Hi there, just wondering if you released the webhook power driver API you created? I also wrote one although it was just a toy with no error checking etc. If yours is in a decent shape it would be useful to others I think.

Hi Anton, do you have any hubs in mind for the article? I’m having trouble finding any with remote control.

Hi, can you see the tutorials category here in discourse? tutorials are written there in markup (take a look at some of the existing ones there), and when ready, we can publish them on maas.io/tutorials.

I should have been more clear. I’m happy for you to use any of my work to write a tutorial, it sounds like you are aiming for a CLI based approach and that does make more sense. I was just asking if you already know of any remote control hubs so I can look into getting one.

(I’m also OK to reformat what I have into markup and put it up here if you feel that is useful)

Ah sorry, yes I misunderstood you. I have been looking at uhubctl which we were thinking we could wrap with a REST API and then use the webhook driver:
https://github.com/mvp/uhubctl

There they have a list of supported hubs, I have looked for a few of them on amazon etc but haven’t tried anything. For RPIs, I think the most important thing is to pay attention to the total power output + power output per port (2.4A needed I think?).

If you try something, let me know.

Unfortunately, I have already been to that site and been unable to get hold of any of the listed hubs. But I am in the UK so maybe that is not helping :slight_smile:

hmm I’m in Sweden, same problem. This one might work, haven’t read the manual yet to understand how the power control works:
https://www.uugear.com/product/7-port-usb-hub-for-raspberry-pi/

edit: read up on it, doesnt support per port.
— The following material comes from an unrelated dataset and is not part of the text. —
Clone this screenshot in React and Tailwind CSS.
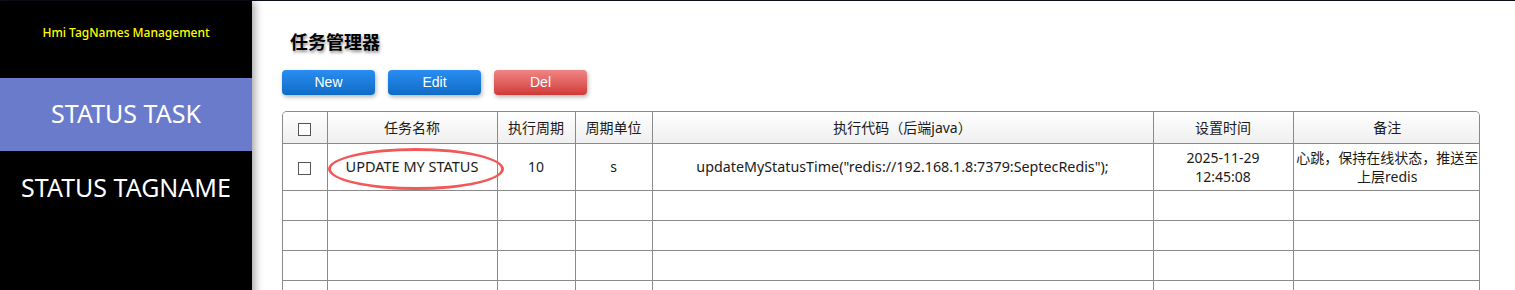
import { useState } from "react"

const cols = [
    { key: "check", label: "", w: "w-[44px]" },
    { key: "name", label: "任务名称", w: "w-[170px]" },
    { key: "period", label: "执行周期", w: "w-[78px]" },
    { key: "unit", label: "周期单位", w: "w-[77px]" },
    { key: "code", label: "执行代码（后端java）", w: "w-[501px]" },
    { key: "time", label: "设置时间", w: "w-[140px]" },
    { key: "note", label: "备注", w: "w-[188px]" },
]

const tasks = [
    {
        name: "UPDATE MY STATUS",
        period: "10",
        unit: "s",
        code: 'updateMyStatusTime("redis://192.168.1.8:7379:SeptecRedis");',
        time: ["2025-11-29", "12:45:08"],
        note: "心跳，保持在线状态，推送至上层redis",
    },
]

const Checkbox = () => (
    <span className="inline-block w-[13px] h-[13px] border border-[#555] bg-white align-middle"></span>
)

const App = () => {
    const [active, setActive] = useState("task")

    return (
        <div className="flex min-h-[290px] border-t border-[#0b0f1a] bg-white font-['Noto_Sans','Noto_Sans_CJK_SC',sans-serif] text-[#1a1a1a]">
            <aside className="relative z-10 w-[252px] shrink-0 bg-black shadow-[3px_0_8px_rgba(0,0,0,0.35)]">
                <div className="h-[77px] pt-[23px] text-center text-[12px] font-medium text-[#ffff00]">
                    Hmi TagNames Management
                </div>
                <button
                    onClick={() => setActive("task")}
                    className={`w-full h-[73px] pb-[2px] text-[25px] text-white ${active === "task" ? "bg-[#6a7bcc]" : ""}`}>
                    STATUS TASK
                </button>
                <button
                    onClick={() => setActive("tagname")}
                    className={`w-full h-[73px] text-[25px] text-white ${active === "tagname" ? "bg-[#6a7bcc]" : ""}`}>
                    STATUS TAGNAME
                </button>
            </aside>

            <main className="flex-1 pl-[30px] pr-[35px]">
                <h1 className="pl-2 pt-[29px] text-[18px] font-bold leading-6 text-black [text-shadow:1px_2px_3px_rgba(0,0,0,0.45)]">
                    任务管理器
                </h1>
                <div className="flex gap-[13px] mt-[16px] font-['Liberation_Sans',sans-serif] text-[14px] text-white">
                    <button className="w-[93px] h-[25px] rounded-[4px] bg-gradient-to-b from-[#2a8df2] to-[#0d6cc6] shadow-[1px_2px_4px_rgba(0,0,0,0.3)]">New</button>
                    <button className="w-[93px] h-[25px] rounded-[4px] bg-gradient-to-b from-[#2a8df2] to-[#0d6cc6] shadow-[1px_2px_4px_rgba(0,0,0,0.3)]">Edit</button>
                    <button className="w-[93px] h-[25px] rounded-[4px] bg-gradient-to-b from-[#f18585] to-[#cf3838] shadow-[1px_2px_4px_rgba(0,0,0,0.3)]">Del</button>
                </div>

                <div className="mt-[16px] w-[1198px] border border-b-0 border-[#8a8a8a] rounded-t-[5px] overflow-hidden">
                    <table className="w-full table-fixed border-collapse text-[14px]">
                        <thead>
                            <tr className="h-[31px] bg-gradient-to-b from-white to-[#efefef]">
                                {cols.map((c, i) => (
                                    <th key={c.key}
                                        className={`${c.w} font-normal border-b border-[#8a8a8a] ${i < cols.length - 1 ? "border-r" : ""}`}>
                                        {c.key === "check" ? <Checkbox /> : c.label}
                                    </th>
                                ))}
                            </tr>
                        </thead>
                        <tbody>
                            {tasks.map((t) => (
                                <tr key={t.name} className="h-[47px] text-center leading-[19px]">
                                    <td className="border-r border-b border-[#8a8a8a]"><Checkbox /></td>
                                    <td className="relative border-r border-b border-[#8a8a8a] text-[14.5px]">
                                        {t.name}
                                        <span className="absolute left-0 top-[4px] w-[176px] h-[42px] rounded-[50%] border-[3px] border-[#f25858]"></span>
                                    </td>
                                    <td className="border-r border-b border-[#8a8a8a]">{t.period}</td>
                                    <td className="border-r border-b border-[#8a8a8a]">{t.unit}</td>
                                    <td className="border-r border-b border-[#8a8a8a] text-[14.3px]">{t.code}</td>
                                    <td className="border-r border-b border-[#8a8a8a]">
                                        {t.time[0]}<br />{t.time[1]}
                                    </td>
                                    <td className="border-b border-[#8a8a8a] px-0">{t.note}</td>
                                </tr>
                            ))}
                            {[0, 1, 2, 3].map((r) => (
                                <tr key={r} className="h-[30px]">
                                    {cols.map((c, i) => (
                                        <td key={c.key}
                                            className={`border-b border-[#8a8a8a] ${i < cols.length - 1 ? "border-r" : ""}`}></td>
                                    ))}
                                </tr>
                            ))}
                        </tbody>
                    </table>
                </div>
            </main>
        </div>
    )
}

export default App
this one might work: https://www.uugear.com/product/mega4-4-port-usb-3-ppps-hub-for-raspberry-pi-4b/

I found something available in europe ‘UUGear MEGA4’.

It does 2.5A per port, total of 5A over 4 ports == 1.25A / port. But I reckon the raspi only needs 6W == 1.2A to run flat out as long as its USB ports are not drawing current (see https://uni.hi.is/helmut/2021/06/07/power-consumption-of-raspberry-pi-4-versus-intel-j4105-system/)

I have ordered one and will let you know how I get on.